At 500 gr/kWh, a Tesla is comparable to a 5.3 l/100km car. Very good, but not amazing. At the 800 or 1000 level of inefficient coal grids, a Tesla would not be good at all (except by US standards of fuel economy).

30

James Wimberley 10.30.15 at 11:40 am

@Dipper #9
We already have affordable storage on the Gwh scale: pumped hydro. The biggest such plant in the UK, at Dinorwig in Wales, is designed to reboot the entire UK grid if it crashes. The technology is old, so it gets no love in the innovation-obsessed greentech community. If you have plenty of ordinary hydro, like Norway or Brazil, you can forget about storage for wind and solar entirely. For the UK, the green alternative to Hinkley C is more wind plus 4 GW of undersea cables to Norway, which has gigantic hydro capacity and unused potential, and can serve as the battery for half of Europe.

31

Cranky Observer 10.30.15 at 2:15 pm

Everyone involved in bulk electricity production & dispatch loves pumped hydro. The problem is that once we moved out of the Age of Heroic Engineering (~1850-1960, plus some ancient Roman work) and started looking at the damage to Gaia required to build such projects we collectively had second thoughts. See The Storm King Mountain case study and Taum Sauk Mountain Station for examples. I personally find steel mills, 1920s LA civil engineering works, etc beautiful but when I’m down in the Ozarks, come around the corner on the Taum Sauk Trail, and see what was done to the top of Profit Mountain I get sick to my stomach.

32

cassander 10.30.15 at 2:26 pm

So, just to be clear, should we now consider Maggie Thatcher to be a great environmentalist for shutting down all those coal mines? If so, I eagerly await the retraction of decades of condemnation of her for that particular act.

33

Cranky Observer 10.30.15 at 2:28 pm

I would ask everyone to keep in mind that the people who designed & built the bulk electricity system (US/Canada, Europe, Russia, Oz) from 1910-2000 were not idiots, had deep knowledge of what they were doing, and did things to handle problems that most outside that world don’t know exist. Many of them are/were conservative bot technically (often for good reason) & politically, resistant to change (sometimes with good reason), and not on the best terms with the environmental movement (unfortunate). But they aren’t stupid, esp technically.

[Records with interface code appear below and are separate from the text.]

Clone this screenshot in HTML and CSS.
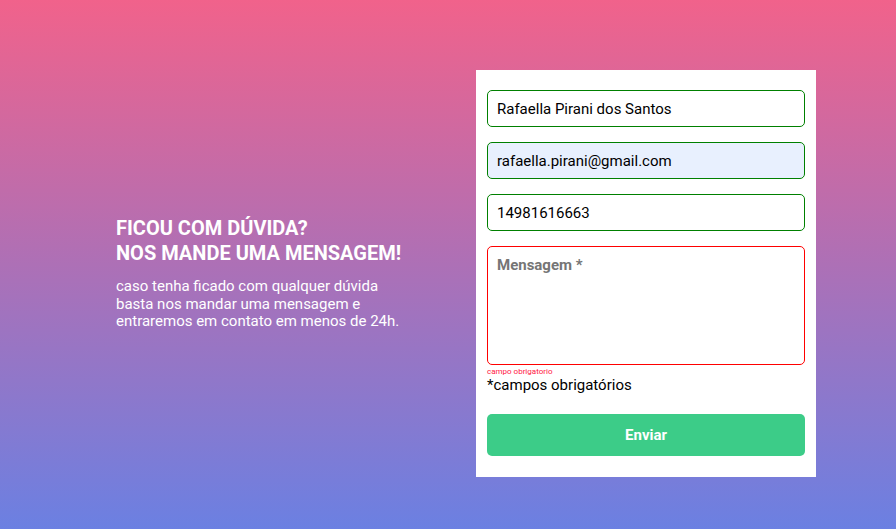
FILE: index.html
```html
<!DOCTYPE html>
<html lang="pt-BR">
<head>
<meta charset="utf-8">
<title>Contato</title>
<link rel="stylesheet" href="styles.css">
</head>
<body>
<main class="page">
  <section class="intro">
    <h1 class="intro-title">FICOU COM DÚVIDA?<br>NOS MANDE UMA MENSAGEM!</h1>
    <p class="intro-text">caso tenha ficado com qualquer dúvida basta nos mandar uma mensagem e entraremos em contato em menos de 24h.</p>
  </section>
  <form class="card">
    <div class="field">
      <input class="input" type="text" value="Rafaella Pirani dos Santos">
    </div>
    <div class="field">
      <input class="input input-autofill" type="email" value="rafaella.pirani@gmail.com">
    </div>
    <div class="field">
      <input class="input" type="tel" value="14981616663">
    </div>
    <div class="field field-msg">
      <textarea class="textarea" placeholder="Mensagem *"></textarea>
      <span class="error">campo obrigatorio</span>
    </div>
    <p class="note">*campos obrigatórios</p>
    <button class="btn" type="button">Enviar</button>
  </form>
</main>
</body>
</html>
```

FILE: styles.css
```css
* { box-sizing: border-box; }
html, body { margin: 0; padding: 0; }
body {
  font-family: Roboto, "Liberation Sans", sans-serif;
  background: linear-gradient(180deg, #f1628b 0%, #ad70b6 50%, #6b80e2 100%);
  min-height: 529px;
}
.page {
  height: 529px;
  display: flex;
  align-items: center;
  padding-left: 116px;
  padding-top: 18px;
  gap: 73px;
}
.intro {
  width: 287px;
  color: #fff;
}
.intro-title {
  margin: 0 0 12px;
  font-size: 20px;
  font-weight: 700;
  line-height: 25px;
}
.intro-text {
  margin: 0;
  font-size: 15px;
  line-height: 17.5px;
}
.card {
  width: 340px;
  background: #fff;
  padding: 20px 11px 21px;
  display: flex;
  flex-direction: column;
}
.field { margin-bottom: 15px; }
.field-msg { margin-bottom: 0; display: flex; flex-direction: column; }
.input, .textarea {
  display: block;
  width: 100%;
  border: 1px solid #008000;
  border-radius: 5px;
  font-family: Roboto, "Liberation Sans", sans-serif;
  font-size: 15px;
  color: #000;
  background: #fff;
  outline: none;
}
.input {
  height: 37px;
  padding: 0 9px;
}
.input-autofill { background: #e8f0fe; }
.textarea {
  height: 119px;
  padding: 9px 9px;
  border-color: #ff0000;
  resize: none;
}
.textarea::placeholder {
  color: #757575;
  font-weight: 700;
}
.error {
  color: #ff1744;
  font-size: 8px;
  line-height: 9px;
  margin-top: 2px;
}
.note {
  margin: 0 0 20px;
  font-size: 15px;
  line-height: 18px;
  color: #000;
}
.btn {
  height: 42px;
  border: none;
  border-radius: 5px;
  background: #3ccc88;
  color: #fff;
  font-family: Roboto, "Liberation Sans", sans-serif;
  font-size: 15px;
  font-weight: 700;
  cursor: pointer;
}
```
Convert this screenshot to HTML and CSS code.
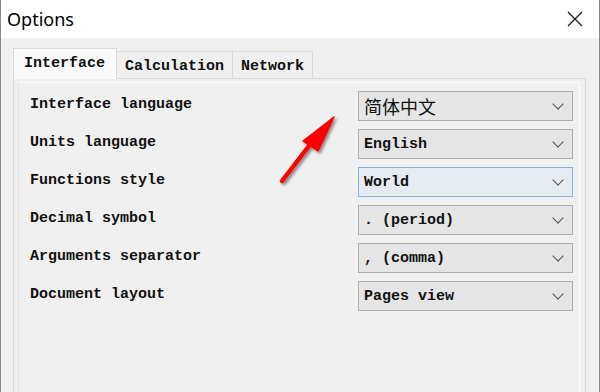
FILE: index.html
```html
<!DOCTYPE html>
<html lang="en">
<head>
    <meta charset="UTF-8">
    <title>Options</title>
    <link rel="stylesheet" href="styles.css">
</head>
<body>

    <div class="window">

        <div class="title-bar">
            <span class="title">Options</span>
            <svg class="close" width="16" height="16" viewBox="0 0 16 16">
                <path d="M1 1 L15 15 M15 1 L1 15" stroke="#1a1a1a" stroke-width="1.3" fill="none"/>
            </svg>
        </div>

        <div class="content">

            <div class="tabs">
                <div class="tab active">Interface</div>
                <div class="tab">Calculation</div>
                <div class="tab">Network</div>
            </div>

            <div class="panel">
                <div class="frame">

                    <div class="row">
                        <span class="label">Interface language</span>
                        <div class="select"><span class="cjk">简体中文</span><span class="chev"></span></div>
                    </div>
                    <div class="row">
                        <span class="label">Units language</span>
                        <div class="select"><span>English</span><span class="chev"></span></div>
                    </div>
                    <div class="row">
                        <span class="label">Functions style</span>
                        <div class="select focus"><span>World</span><span class="chev"></span></div>
                    </div>
                    <div class="row">
                        <span class="label">Decimal symbol</span>
                        <div class="select"><span>. (period)</span><span class="chev"></span></div>
                    </div>
                    <div class="row">
                        <span class="label">Arguments separator</span>
                        <div class="select"><span>, (comma)</span><span class="chev"></span></div>
                    </div>
                    <div class="row">
                        <span class="label">Document layout</span>
                        <div class="select"><span>Pages view</span><span class="chev"></span></div>
                    </div>

                </div>
            </div>

        </div>

        <!-- red arrow pointing at the language box -->
        <svg class="arrow" width="80" height="90" viewBox="0 0 80 90">
            <defs>
                <filter id="shadow" x="-30%" y="-30%" width="160%" height="160%">
                    <feDropShadow dx="2" dy="2" stdDeviation="1.5" flood-color="#000" flood-opacity="0.45"/>
                </filter>
            </defs>
            <g filter="url(#shadow)">
                <path d="M11 77 L44 34" stroke="#f00" stroke-width="4.5" stroke-linecap="round"/>
                <path d="M63 13 L32 37 L47 47 Z" fill="#f00" stroke="#f00" stroke-width="1.5" stroke-linejoin="round"/>
            </g>
        </svg>

    </div>

</body>
</html>
```

FILE: styles.css
```css
*,*::before,*::after {
    box-sizing: border-box;
    margin: 0;
    padding: 0;
}

body {
    background-color: #f0f0f0;
    font-family: 'Liberation Mono', 'Noto Sans CJK SC', monospace;
}

.window {
    position: relative;
    width: 600px;
    height: 392px;
    border-left: 1px solid #8a8a8a;
    border-right: 1px solid #8a8a8a;
    background-color: #f0f0f0;
    display: flex;
    flex-direction: column;
}

.title-bar {
    height: 38px;
    background-color: #fff;
    display: flex;
    align-items: center;
    justify-content: space-between;
    padding: 0 16px 0 6px;
}

.title {
    font-family: 'Noto Sans', 'Open Sans', sans-serif;
    font-size: 18px;
    color: #000;
    margin-top: -1px;
}

.content {
    flex: 1;
    padding: 10px 13px 0 12px;
    display: flex;
    flex-direction: column;
}

.tabs {
    display: flex;
    align-items: flex-end;
    height: 30px;
    position: relative;
    z-index: 1;
}

.tab {
    height: 27px;
    padding: 2px 8px 0;
    border: 1px solid #d9d9d9;
    border-bottom: none;
    border-left: none;
    background-color: #f0f0f0;
    font-size: 15px;
    font-weight: bold;
    color: #111;
    display: flex;
    align-items: center;
}

.tab.active {
    height: 31px;
    margin-bottom: -1px;
    border-left: 1px solid #d9d9d9;
    background-color: #fafafa;
    padding: 0 11px 1px 10px;
}

.panel {
    flex: 1;
    border: 1px solid #d9d9d9;
    border-bottom: none;
    padding: 3px 5px 0 4px;
    background-color: #f0f0f0;
}

.frame {
    height: 100%;
    border: 1px solid #fcfcfc;
    border-bottom: none;
    border-left: 1px solid #e2e2e2;
    padding: 8px 6px 0 11px;
    display: flex;
    flex-direction: column;
    gap: 8px;
}

.row {
    display: flex;
    align-items: center;
    justify-content: space-between;
    height: 30px;
}

.label {
    font-size: 15px;
    font-weight: bold;
    color: #111;
    margin-top: -3px;
}

.select {
    width: 215px;
    height: 30px;
    border: 1px solid #adadad;
    background-color: #e5e5e5;
    display: flex;
    align-items: center;
    justify-content: space-between;
    padding: 0 10px 0 5px;
    font-size: 15px;
    font-weight: bold;
    color: #111;
}

.select.focus {
    border-color: #7eb4ea;
    background-color: #e5ebf1;
}

.cjk {
    font-family: 'Noto Sans CJK SC', sans-serif;
    font-weight: normal;
    font-size: 18px;
}

.chev {
    width: 8px;
    height: 8px;
    border-right: 1.5px solid #555;
    border-bottom: 1.5px solid #555;
    transform: rotate(45deg);
    margin-top: -4px;
}

.arrow {
    position: absolute;
    left: 270px;
    top: 104px;
}
```
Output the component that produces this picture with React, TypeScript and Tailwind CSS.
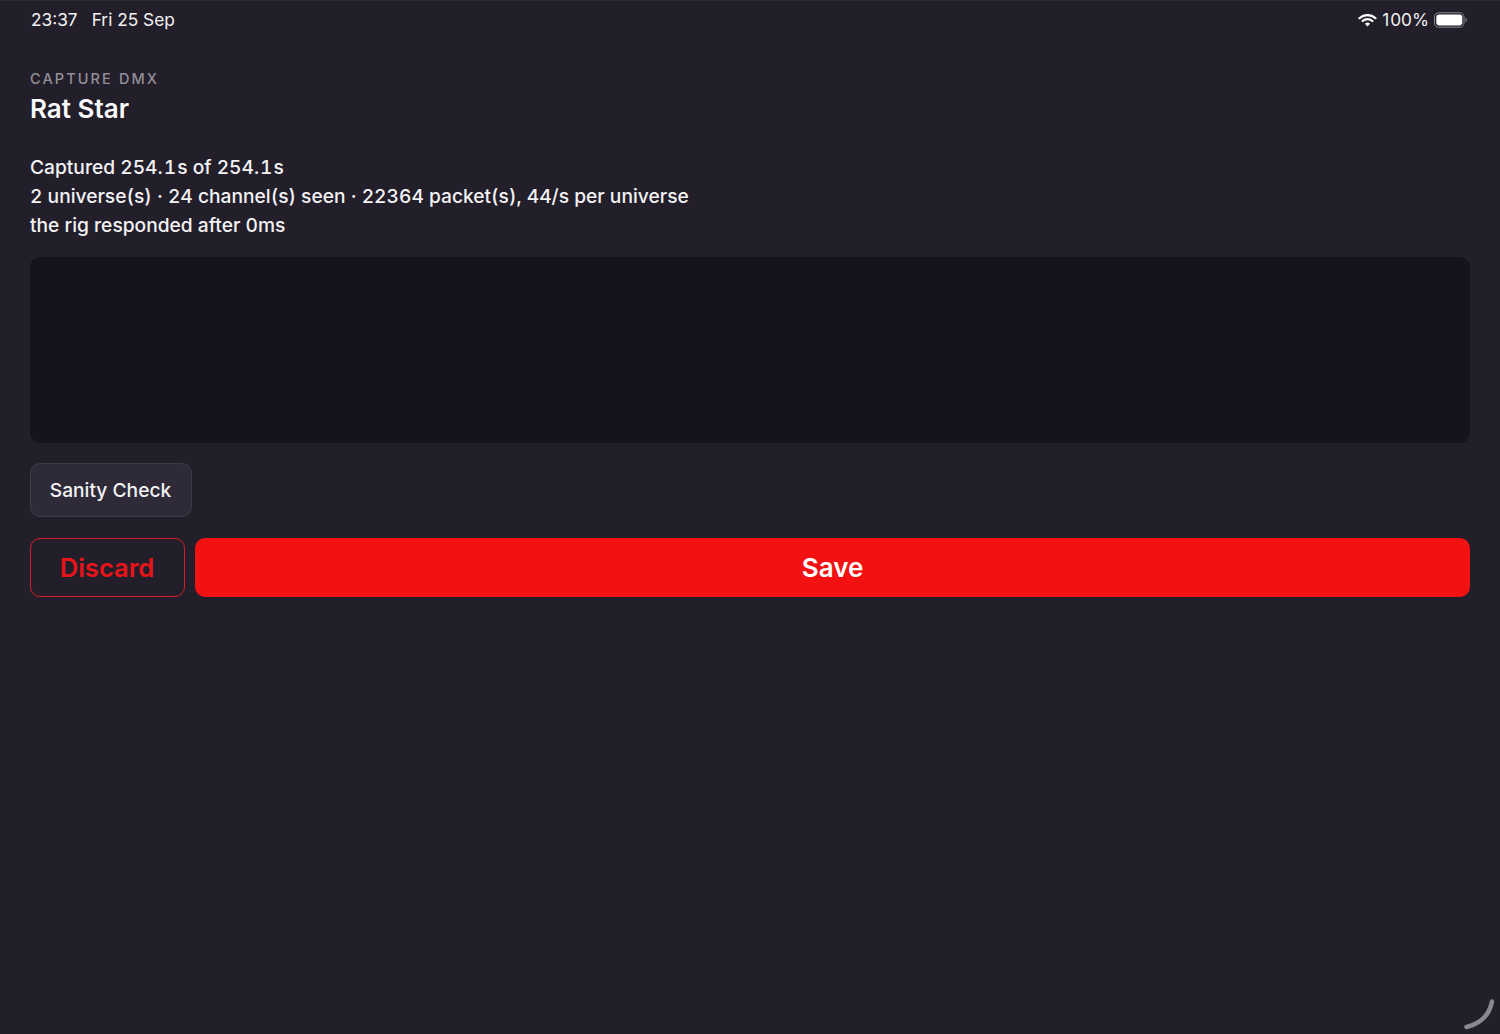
function One() {
  return <span className="mx-[1px]">1</span>;
}

export default function App() {
  return (
    <div className="relative h-[1034px] w-[1500px] overflow-hidden bg-[#231f2a] font-['Inter',sans-serif] text-white">
      <div className="flex h-[40px] items-center justify-between border-t border-[#2c2833] pb-[1px] pl-[31px] pr-[32px] text-[17.3px] leading-[38px]">
        <div className="flex gap-[14px] text-[#f2f1f3]">
          <span>23:37</span>
          <span>Fri 25 Sep</span>
        </div>
        <div className="flex items-center gap-[5px]">
          <svg width="19" height="14" viewBox="0 0 19 14" fill="none" stroke="white" strokeLinecap="round">
            <path d="M1.5 5.2C6 1 13 1 17.5 5.2" strokeWidth="2.2" />
            <path d="M4.6 8C7.4 5.6 11.6 5.6 14.4 8" strokeWidth="2.2" />
            <path d="M7.8 10.8C8.8 10 10.2 10 11.2 10.8L9.5 12.6Z" fill="white" strokeWidth="1.2" />
          </svg>
          <span className="text-[#f2f1f3]">
            <span className="mr-[1px]">1</span>00%
          </span>
          <svg width="34" height="16" viewBox="0 0 34 16" fill="none">
            <rect x="0.5" y="0.8" width="29.5" height="14.4" rx="4.2" stroke="#8b8890" />
            <rect x="2.3" y="2.6" width="26" height="10.8" rx="2.8" fill="white" />
            <path d="M31.5 5.8C32.4 6.1 32.8 7 32.8 8C32.8 9 32.4 9.9 31.5 10.2Z" fill="#8b8890" />
          </svg>
        </div>
      </div>

      <div className="px-[30px] pt-[30px]">
        <div className="text-[14.5px] leading-[18px] font-medium tracking-[2.1px] text-[#928e99]">CAPTURE DMX</div>
        <h1 className="mt-[5px] text-[26px] leading-[32px] font-semibold text-[#fafafa]">Rat Star</h1>

        <div className="mt-[28px] text-[19.2px] leading-[29px] font-medium tabular-nums text-[#f3f2f4]">
          <p>
            Captured 254.<One />s of 254.<One />s
          </p>
          <p>2 universe(s) · 24 channel(s) seen · 22364 packet(s), 44/s per universe</p>
          <p>the rig responded after 0ms</p>
        </div>

        <div className="mt-[17px] h-[186px] rounded-[10px] bg-[#16131c]" />

        <button className="mt-[20px] flex h-[54px] w-[162px] items-center justify-center rounded-[10px] border border-[#3e3a47] bg-[#2e2a37] pr-[1px] text-[19.2px] font-medium text-[#f3f2f4]">
          Sanity Check
        </button>

        <div className="mt-[21px] flex gap-[10px]">
          <button className="flex h-[59px] w-[155px] items-center justify-center rounded-[10px] border border-[#cf1f26] pt-[1px] pr-[1px] text-[25.6px] font-semibold text-[#e8141a]">
            Discard
          </button>
          <button className="flex h-[59px] flex-1 items-center justify-center rounded-[10px] bg-[#f31111] text-[26px] font-semibold text-white">
            Save
          </button>
        </div>
      </div>

      <svg className="absolute right-0 bottom-0" width="40" height="40" viewBox="0 0 40 40" fill="none">
        <path d="M6.5 33C19 30 29 23 32 7.5" stroke="#8a878e" strokeWidth="4.5" strokeLinecap="round" />
      </svg>
    </div>
  );
}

What has been done to the system since the 1994/2003 “market based ‘reforms'” driven by Chicago School thinking is another issue, and terrifies me.,,

34

Cian 10.30.15 at 3:34 pm

Chicago school types see ‘redundancy’ as ‘inefficiency’. Which is terrifying when you’re looking at any type of infrastructure.

35

Stephen 10.30.15 at 4:00 pm

According to the Mirror, the third most popular daily newspaper in the UK, and generally a supporter of the Labour party, one of Jeremy Corbyn’s proposed policies is to reopen British coal mines. See http://www.mirror.co.uk/news/uk-news/labour-leadership-frontrunner-jeremy-corbyn-6221443.

I wonder if that will affect CT readers’ opinion of the wisdom of Jeremy Corbyn, or of mining coal.

36

Cian 10.30.15 at 5:37 pm

I wonder if that will affect CT readers’ opinion of the wisdom of Jeremy Corbyn, or of mining coal.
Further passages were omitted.